Going into more detail may be necessary, depending on the level of scraping. Stay professional and do not resort to threats or name-calling. If no response is received, there are several actions that can be taken: legal, commenting on the stolen blog to tell other readers it is stolen, and also posting a blog post on your own blog to announced the scraped content and confront it head on. Filing a Digital Millennium Copyright Act (DMCA) complaint
Are There Benefits to Content Scraping?
Yes, scraping can come with benefits—some scrapers give links back to the original content (thus possibly increasing inbound link value to your website) and if the site gets steady traffic, this may also drive page views and return users to your site. In addition to SEO value, a link back to your site is a great indicator to a search engine that you were the original content creator.
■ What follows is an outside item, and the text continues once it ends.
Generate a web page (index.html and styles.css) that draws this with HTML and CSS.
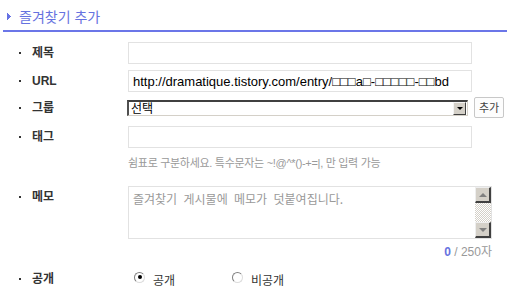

Overall, content scraping may not be that big of issue in the grand scheme of things. According to Matt Cutts, Head of Search Quality at Google, “”There are some people who really hate scrapers and try to crack down on them and try to get every single one deleted or kicked off their web host,” says Cutts. “I tend to be the sort of person who doesn’t really worry about it, because the vast, vast, vast majority of the time, it’s going to be you that come up tops, not the scraper. If the guy is scraping and scrapes the content that has a link to you, he’s linking to you, so worst case, it won’t hurt, but in some weird cases, it might actually help a little bit.”
The debate will always be out over allowing or blocking content to be scraped on your site is the most beneficial but now you know the information to decide for yourself.